_Written instruction_
Using the data below, gather each line that includes the word "index".

_Dataset extract_
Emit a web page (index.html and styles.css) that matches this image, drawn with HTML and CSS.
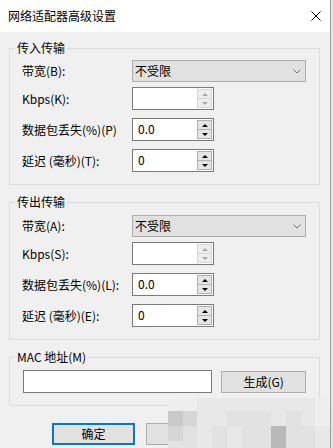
FILE: index.html
```html
<!DOCTYPE html>
<html lang="zh-CN">
<head>
<meta charset="utf-8">
<title>网络适配器高级设置</title>
<link rel="stylesheet" href="styles.css">
</head>
<body>
<div class="window">
  <div class="titlebar">
    <span class="title">网络适配器高级设置</span>
    <svg class="close" width="10" height="10" viewBox="0 0 10 10"><path d="M0.5 0.5 L9.5 9.5 M9.5 0.5 L0.5 9.5" stroke="#000" stroke-width="1" fill="none"/></svg>
  </div>
  <div class="content">
    <fieldset class="group">
      <legend>传入传输</legend>
      <div class="rows rows-first">
        <div class="row row-combo">
          <span class="label">带宽(B):</span>
          <div class="combo"><span>不受限</span><svg class="chev" width="8" height="5" viewBox="0 0 8 5"><path d="M0.5 0.5 L4 4 L7.5 0.5" stroke="#707070" stroke-width="1" fill="none"/></svg></div>
        </div>
        <div class="row">
          <span class="label">Kbps(K):</span>
          <div class="spin disabled"><div class="field"></div><div class="spinbtns"><div class="sb up"></div><div class="sb down"></div></div></div>
        </div>
        <div class="row">
          <span class="label">数据包丢失(%)(P)</span>
          <div class="spin"><div class="field">0.0</div><div class="spinbtns"><div class="sb up"></div><div class="sb down"></div></div></div>
        </div>
        <div class="row">
          <span class="label">延迟 (毫秒)(T):</span>
          <div class="spin"><div class="field">0</div><div class="spinbtns"><div class="sb up"></div><div class="sb down"></div></div></div>
        </div>
      </div>
    </fieldset>
    <fieldset class="group group-next">
      <legend>传出传输</legend>
      <div class="rows">
        <div class="row row-combo">
          <span class="label">带宽(A):</span>
          <div class="combo"><span>不受限</span><svg class="chev" width="8" height="5" viewBox="0 0 8 5"><path d="M0.5 0.5 L4 4 L7.5 0.5" stroke="#707070" stroke-width="1" fill="none"/></svg></div>
        </div>
        <div class="row">
          <span class="label">Kbps(S):</span>
          <div class="spin disabled"><div class="field"></div><div class="spinbtns"><div class="sb up"></div><div class="sb down"></div></div></div>
        </div>
        <div class="row">
          <span class="label">数据包丢失(%)(L):</span>
          <div class="spin"><div class="field">0.0</div><div class="spinbtns"><div class="sb up"></div><div class="sb down"></div></div></div>
        </div>
        <div class="row">
          <span class="label">延迟 (毫秒)(E):</span>
          <div class="spin"><div class="field">0</div><div class="spinbtns"><div class="sb up"></div><div class="sb down"></div></div></div>
        </div>
      </div>
    </fieldset>
    <fieldset class="group group-next">
      <legend>MAC 地址(M)</legend>
      <div class="rows mac-rows">
        <div class="mac-row">
          <div class="textbox"></div>
          <button class="btn gen">生成(G)</button>
        </div>
      </div>
    </fieldset>
    <div class="buttons">
      <button class="btn default">确定</button>
      <button class="btn">取消</button>
      <button class="btn">应用</button>
    </div>
  </div>
  <div class="mosaic">
    <i class="a"></i><i class="a"></i><i class="b"></i><i class="b"></i><i class="b"></i><i class="b"></i><i class="b"></i><i class="b"></i><i class="b"></i><i class="b"></i><i class="a"></i>
    <i class="e"></i><i class="d"></i><i class="b"></i><i class="b"></i><i class="c"></i><i class="c"></i><i class="c"></i><i class="b"></i><i class="c"></i><i class="b"></i><i class="a"></i>
    <i class="d"></i><i class="c"></i><i class="b"></i><i class="c"></i><i class="b"></i><i class="c"></i><i class="c"></i><i class="f"></i><i class="c"></i><i class="c"></i><i class="b"></i>
    <i class="c"></i><i class="c"></i><i class="b"></i><i class="c"></i><i class="b"></i><i class="c"></i><i class="c"></i><i class="f"></i><i class="c"></i><i class="c"></i><i class="b"></i>
  </div>
</div>
</body>
</html>
```
FILE: styles.css
```css
* { box-sizing: border-box; }

html, body {
  margin: 0;
  padding: 0;
}

body {
  font-family: "Noto Sans CJK SC", "Microsoft YaHei", sans-serif;
  font-size: 12px;
  color: #000;
  background: #e6e6e6;
}

.window {
  position: relative;
  width: 331px;
  height: 448px;
  overflow: hidden;
  background: #f0f0f0;
  border-right: 1px solid #9c9c9c;
}

.titlebar {
  height: 32px;
  background: #fff;
  display: flex;
  align-items: center;
  justify-content: space-between;
  padding: 0 9px 1px 8px;
}

.title {
  font-size: 12px;
  line-height: 16px;
}

.close {
  display: block;
}

.content {
  display: flex;
  flex-direction: column;
}

.group {
  margin: 8px 10px 0 9px;
  padding: 0;
  border: 1px solid #dcdcdc;
  min-width: 0;
}

.group-next {
  margin-top: 9px;
}

.group legend {
  margin-left: 5px;
  padding: 0 2px;
  font-size: 12px;
  line-height: 16px;
}

.rows {
  display: flex;
  flex-direction: column;
  padding: 5px 13px 12px 12px;
}

.rows-first {
  padding-top: 4px;
}

.row {
  display: flex;
  align-items: center;
  height: 23px;
  margin-top: 8px;
}

.row-combo {
  height: 22px;
  margin-top: 0;
  margin-bottom: -3px;
}

.label {
  width: 110px;
  flex: none;
  line-height: 16px;
  white-space: nowrap;
}

.combo {
  width: 175px;
  height: 22px;
  background: #e1e1e1;
  border: 1px solid #adadad;
  display: flex;
  align-items: center;
  justify-content: space-between;
  padding: 0 4px 0 2px;
  line-height: 16px;
}

.chev {
  display: block;
}

.spin {
  width: 82px;
  height: 23px;
  border: 1px solid #7a7a7a;
  background: #fff;
  display: flex;
}

.field {
  flex: 1;
  padding-left: 5px;
  line-height: 20px;
}

.spinbtns {
  width: 16px;
  display: flex;
  flex-direction: column;
  padding: 1px 1px 1px 0;
}

.sb {
  flex: 1;
  background: #e5e5e5;
  border: 1px solid #b0b0b0;
  display: flex;
  align-items: center;
  justify-content: center;
}

.sb.down {
  border-top: none;
}

.sb.up::after,
.sb.down::after {
  content: "";
  width: 0;
  height: 0;
  border-left: 3px solid transparent;
  border-right: 3px solid transparent;
}

.sb.up::after {
  border-bottom: 3px solid #000;
}

.sb.down::after {
  border-top: 3px solid #000;
}

.spin.disabled .sb {
  background: #eeeeee;
  border-color: #d6d6d6;
}

.spin.disabled .sb.up::after {
  border-bottom-color: #a8a8a8;
}

.spin.disabled .sb.down::after {
  border-top-color: #a8a8a8;
}

.mac-rows {
  padding-left: 13px;
}

.mac-row {
  display: flex;
  align-items: flex-start;
}

.textbox {
  width: 190px;
  height: 23px;
  background: #fff;
  border: 1px solid #7a7a7a;
}

.btn {
  font-family: inherit;
  font-size: 12px;
  line-height: 16px;
  color: #000;
  background: #e1e1e1;
  border: 1px solid #adadad;
  height: 22px;
  width: 83px;
  padding: 0;
  margin: 0;
}

.gen {
  width: 85px;
  margin-left: 9px;
  margin-top: 1px;
}

.buttons {
  display: flex;
  gap: 11px;
  margin: 17px 0 0 52px;
}

.btn.default {
  border: 2px solid #0078d7;
}

.mosaic {
  position: absolute;
  left: 168px;
  top: 398px;
  width: 162px;
  height: 50px;
  display: grid;
  grid-template-columns: repeat(11, 1fr);
  grid-template-rows: 13px 15px 15px 7px;
  border-top-left-radius: 12px;
  border-top-right-radius: 8px;
  overflow: hidden;
}

.mosaic i { display: block; }
.mosaic .a { background: #eeeeee; }
.mosaic .b { background: #e8e8e8; }
.mosaic .c { background: #e2e2e2; }
.mosaic .d { background: #d6d6d6; }
.mosaic .e { background: #c9c9c9; }
.mosaic .f { background: #b9b9b9; }
```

_Result of the task_
Emit a web page (index.html and styles.css) that matches this image, drawn with HTML and CSS.
FILE: index.html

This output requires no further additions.